Grantley made no answer this time; a shade of annoyance passed over his face.

"She never could give herself to more than one thing at a time – with her that one thing was always the whole hog, and there was nothing else. That's just how it's been now."

Jeremy's words showed true sympathy, and, moreover, a new absence of shame in expressing it; but Grantley did not accord them much apparent welcome. They came too near to confirming his suspicions; they harmonised too well with the soreness which remained from his impotent entreaties and unpersuasive caresses. Again without answering, he got up and lit his cigar.

"Oh, by the way," Jeremy went on, "while you were with Sibylla that girl from the rectory came up – you know, Dora Hutting – to ask after Sibylla and say they were all awfully sorry and anxious, and all that, you know."

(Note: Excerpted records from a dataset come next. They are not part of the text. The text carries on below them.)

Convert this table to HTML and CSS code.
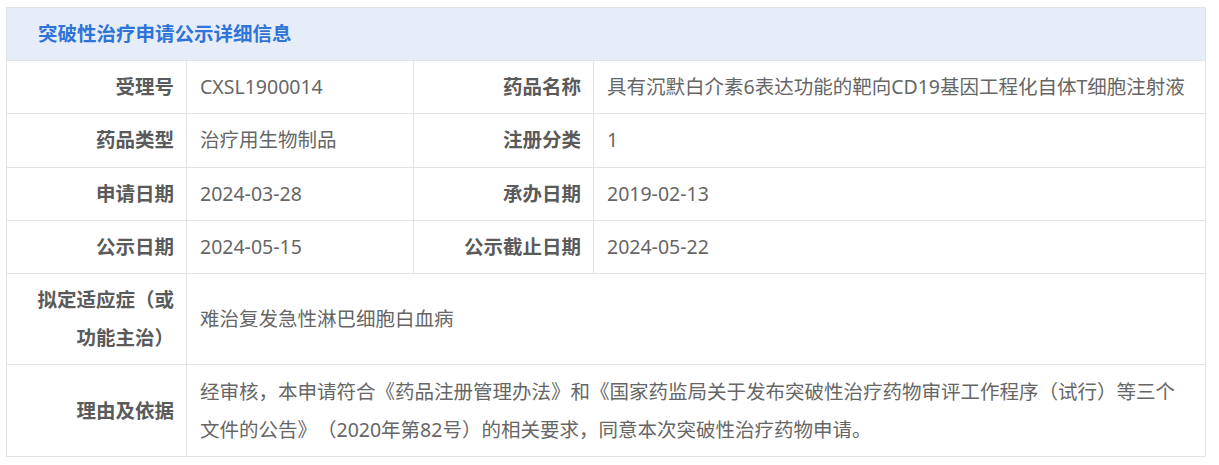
FILE: index.html
```html
<!DOCTYPE html>
<html lang="zh-CN">
<head>
<meta charset="utf-8">
<title>突破性治疗申请公示详细信息</title>
<link rel="stylesheet" href="styles.css">
</head>
<body>
<div class="panel">
  <table class="detail">
    <colgroup>
      <col class="c-label">
      <col class="c-val1">
      <col class="c-label">
      <col class="c-val2">
    </colgroup>
    <thead>
      <tr><th colspan="4" class="title">突破性治疗申请公示详细信息</th></tr>
    </thead>
    <tbody>
      <tr>
        <td class="label">受理号</td>
        <td class="value">CXSL1900014</td>
        <td class="label">药品名称</td>
        <td class="value">具有沉默白介素6表达功能的靶向CD19基因工程化自体T细胞注射液</td>
      </tr>
      <tr>
        <td class="label">药品类型</td>
        <td class="value">治疗用生物制品</td>
        <td class="label">注册分类</td>
        <td class="value">1</td>
      </tr>
      <tr>
        <td class="label">申请日期</td>
        <td class="value">2024-03-28</td>
        <td class="label">承办日期</td>
        <td class="value">2019-02-13</td>
      </tr>
      <tr>
        <td class="label">公示日期</td>
        <td class="value">2024-05-15</td>
        <td class="label">公示截止日期</td>
        <td class="value">2024-05-22</td>
      </tr>
      <tr>
        <td class="label">拟定适应症（或功能主治）</td>
        <td class="value" colspan="3">难治复发急性淋巴细胞白血病</td>
      </tr>
      <tr>
        <td class="label">理由及依据</td>
        <td class="value" colspan="3">经审核，本申请符合《药品注册管理办法》和《国家药监局关于发布突破性治疗药物审评工作程序（试行）等三个文件的公告》（2020年第82号）的相关要求，同意本次突破性治疗药物申请。</td>
      </tr>
    </tbody>
  </table>
</div>
</body>
</html>
```

FILE: styles.css
```css
html, body {
  margin: 0;
  padding: 0;
  background: #ffffff;
}

body {
  font-family: "Noto Sans", "Noto Sans CJK SC", sans-serif;
  font-size: 19.5px;
  color: #666666;
  text-spacing-trim: space-all;
}

.panel {
  padding: 7px 0 0 6px;
}

.detail {
  width: 1200px;
  border-collapse: collapse;
  table-layout: fixed;
}

.c-label { width: 180px; }
.c-val1 { width: 227px; }
.c-val2 { width: auto; }

.detail th,
.detail td {
  border: 1px solid #e3e3e3;
}

.title {
  height: 52px;
  padding: 0 31px;
  background: #e6edf9;
  color: #2f74d8;
  font-weight: 700;
  text-align: left;
  line-height: 24px;
}

.label,
.value {
  line-height: 38px;
  vertical-align: middle;
}

.label {
  padding: 7.15px 12px 7.15px 14px;
  text-align: right;
  font-weight: 700;
  color: #5a5a5a;
}

.value {
  padding: 7.15px 13px;
  text-align: left;
  color: #666666;
}
```
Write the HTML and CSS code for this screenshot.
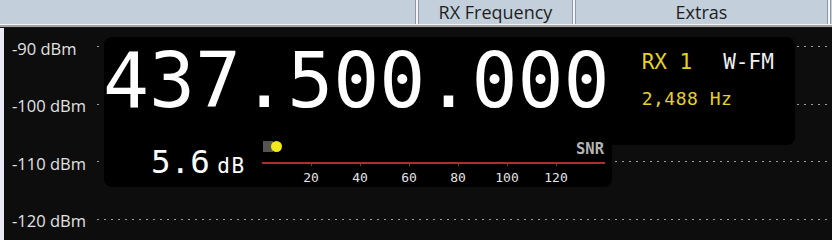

"Very kind of them. I hope you told her so, and said what you could?"

"Yes, that's all right. The girl seems awfully fond of Sibylla, Grantley. By Jove, when we got talking about her, she – she began to cry!"

Grantley turned round, smiling at the unaccustomed note of pathos struck by Jeremy's tone.

"Rather decent of her, wasn't it?" asked Jeremy.

"Very nice. Did you console her?"

"Oh, I didn't see what the devil I could say! Besides I didn't feel very comfortable – it was rather awkward."

"I believe the girl's afraid of me – she always seems to come here when I'm away. Is she a pleasant girl, Jeremy?"

"Oh, she – she seemed all right; and I – I liked the way she felt about Sibylla."

"So do I, and I'll thank her for it. Is she getting at all prettier?"

"Well, I shouldn't call her bad-looking, don't you know!"

"She used to be a bit spotty," yawned Grantley.

"I don't think she's spotty now."

"Well, thank heaven for that anyhow!" said Grantley piously. "I hate spots above anything, Jeremy."

"She hasn't got any, I tell you," said Jeremy, distinctly annoyed.

Grantley smiled sleepily, threw himself on to his favourite couch, laid down his cigar, and closed his eyes. After the strain he was weary, and soon his regular breathing showed that he slept. Jeremy had got his pipe alight and sat smoking, from time to time regarding his brother-in-law's handsome features with an inquiring gaze. There was a new stir of feeling in Jeremy. A boy of strong intellectual bent, he had ripened slowly on the emotional side, and there had been nothing in the circumstances or chances of his life to quicken the process thus naturally very gradual. To-day something had come. He had been violently snatched from his quiet and his isolation, confronted with a crisis that commanded feeling, probed to the heart of his being by love and fear. Under this call from life nascent feelings grew to birth and suppressed impulses struggled for liberty and for power. He was not now resisting them nor turning from them. He was watching, waiting, puzzling about them, hiding them still from others, but no longer denying them to himself. He was wondering and astir. The manhood which had come upon him was a strange thing; the life that called him seemed now full of new and strange things. Through his fear and love for Sibylla he was entering on new realms of experience and of feeling. He sat smoking hard and marvelling that Grantley slept.

Connected with this upheaval of mental conceptions which had hitherto maintained an aspect so boldly fundamental, and claimed to be the veritable rock of thought whereon Jeremy built his church, was the curious circumstance that he suddenly found himself rather sensitive about Grantley's careless criticism of Miss Dora Hutting's appearance. He had not denied the fact alleged about it, though he had the continuance of it. But he resented its mention even as he questioned the propriety of Grantley's sleeping. The reference assorted ill with his appreciation of Dora's brimming eyes and over-brimming sympathies. That he could not truthfully have denied the fact increased his annoyance. It seemed mean to remember the spots that had been on the face to which those brimming eyes belonged – as mean as it would have been in himself to recall the bygone grievances and the old – the suddenly old-grown – squabbles which he had had with the long-legged rectory girl. That old epithet too! A sudden sense of profanity shot across him as it came into his mind; he stood incomprehensively accused of irreverence in his own eyes.